There were periodic announcements of the spacecraft’s progress through the atmosphere: the deceleration and heating as it sliced through the thin Martian air, the deployment of a huge parachute even as it was still supersonic in speed, the shedding of the rover’s heat shield so that its cameras could navigate to its destination, the firing of rocket engines to further slow its descent.

In the final step, the rover was lowered at the end of a cable beneath a rocket-powered jetpack until it touched the surface.

At 3:55 p.m. cheers erupted in the control room as a member of the mission control announced that Perseverance was intact on the surface.

Perseverance’s destination is Jezero Crater.

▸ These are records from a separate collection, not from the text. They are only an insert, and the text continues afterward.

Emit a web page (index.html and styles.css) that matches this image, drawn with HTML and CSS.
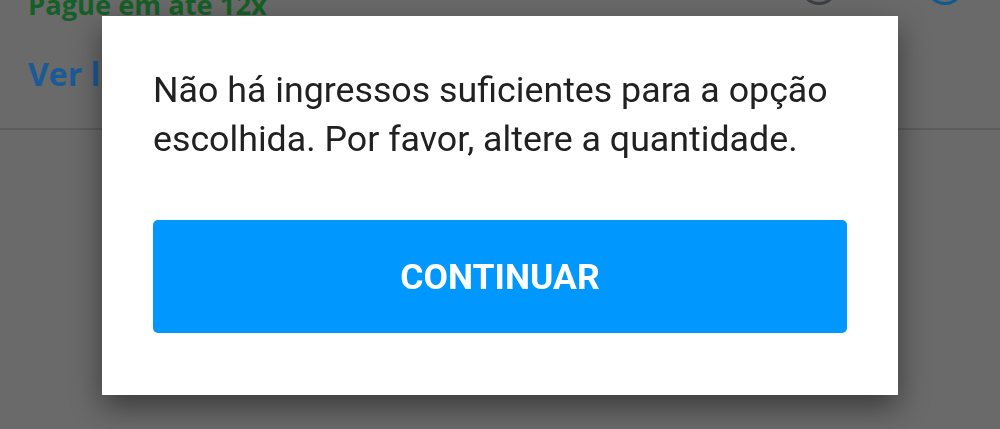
FILE: index.html
```html
<!DOCTYPE html>
<html lang="pt-BR">
<head>
  <meta charset="UTF-8">
  <meta name="viewport" content="width=device-width, initial-scale=1.0">
  <title>Ingressos</title>
  <link rel="stylesheet" href="styles.css">
</head>
<body>
  <div class="page">
    <div class="page-head">
      <div class="price-info">
        <p class="installments">Pague em até 12x</p>
        <a class="see-more" href="#">Ver lotes</a>
      </div>
      <div class="head-actions">
        <span class="round-btn round-btn-dark"></span>
        <span class="round-btn round-btn-blue"></span>
      </div>
    </div>
  </div>

  <div class="overlay">
    <div class="modal" role="dialog">
      <p class="modal-text">Não há ingressos suficientes para a opção escolhida. Por favor, altere a quantidade.</p>
      <button class="modal-btn" type="button">CONTINUAR</button>
    </div>
  </div>
</body>
</html>
```

FILE: styles.css
```css
* { box-sizing: border-box; }
html, body { height: 100%; }
body {
  margin: 0;
  background: #6a6a6a;
  font-family: Roboto, 'Noto Sans', sans-serif;
  overflow: hidden;
}

/* page behind the dialog */
.page-head {
  display: flex;
  justify-content: space-between;
  align-items: flex-start;
  height: 130px;
  padding: 0 0 0 28px;
  border-bottom: 2px solid #5c5c5c;
}
.price-info { margin-top: -14px; }
.installments {
  margin: 0;
  font-family: 'Open Sans', sans-serif;
  font-weight: 700;
  font-size: 27.3px;
  line-height: 37px;
  color: #165f26;
}
.see-more {
  display: block;
  margin-top: 29px;
  font-family: 'Open Sans', sans-serif;
  font-weight: 700;
  font-size: 32px;
  line-height: 44px;
  color: #1a5b96;
  text-decoration: none;
}
.head-actions {
  display: flex;
  gap: 88px;
  margin-top: -33px;
  margin-right: 36px;
}
.round-btn {
  width: 38px;
  height: 38px;
  border-radius: 50%;
  border: 3px solid #3c3f44;
}
.round-btn-blue { border-color: #0f5a91; }

/* dialog */
.overlay {
  position: fixed;
  inset: 0;
  display: flex;
  justify-content: center;
  align-items: flex-start;
  padding-top: 16px;
}
.modal {
  width: 796px;
  background: #fff;
  padding: 50px 51px 62px 51px;
  box-shadow: 0 12px 28px rgba(0,0,0,0.45);
}
.modal-text {
  margin: 0 0 56px 0;
  font-size: 35.75px;
  line-height: 49px;
  color: #212121;
}
.modal-btn {
  display: block;
  width: 100%;
  height: 113px;
  border: none;
  border-radius: 5px;
  background: #0098fe;
  color: #fff;
  font-family: Roboto, sans-serif;
  font-weight: 700;
  font-size: 35.5px;
  cursor: pointer;
}
```
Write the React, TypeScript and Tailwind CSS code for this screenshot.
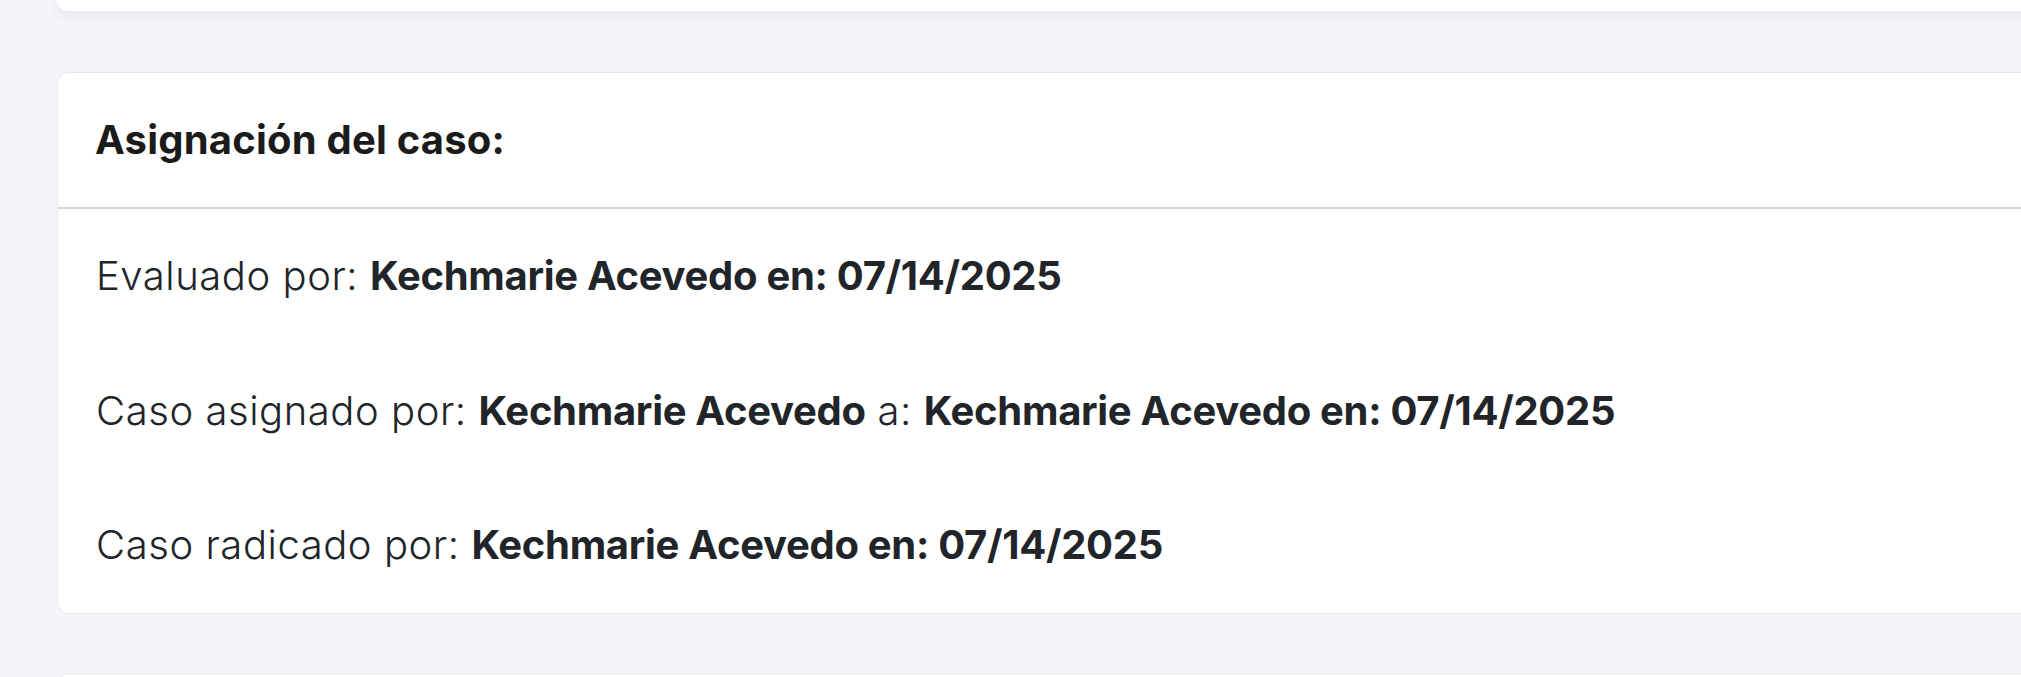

The rover will explore the delta of a river that once flowed into a lake that filled the crater.

The piles of sediments are a promising place where the fossil chemical signatures of ancient Martian microbes might still be preserved today.

NASA’s new rover is carrying a four-pound helicopter called Ingenuity that will attempt something that has never been done before: the first controlled flight on another world in our solar system.

Flying on Mars is not a trivial endeavor. There is not much air there to push against to generate lift.

At the surface of Mars, the atmosphere is just 1/100th as dense as Earth’s.

The lesser gravity — one-third of what you feel here — helps with getting airborne.

But taking off from the surface of Mars is the equivalent of flying through air as thin as what would be found at an altitude of 100,000 feet on Earth.

No terrestrial helicopter has ever flown that high, and that’s more than twice the altitude that jetliners typically fly at.

NASA’s engineers used a series of materials and computer technology advancements to overcome a number of these challenges.

About two months after landing, Perseverance will drop off the helicopter from its belly, and Ingenuity will attempt a series of about five test flights of increasing duration.

If the tests succeed, it could pave the way for future, larger Marscopters.

Having the option of using robotic fliers could greatly expand a space agency’s ability to study the Martian landscape in more detail, just as the transition from stationary landers to rovers did in earlier decades.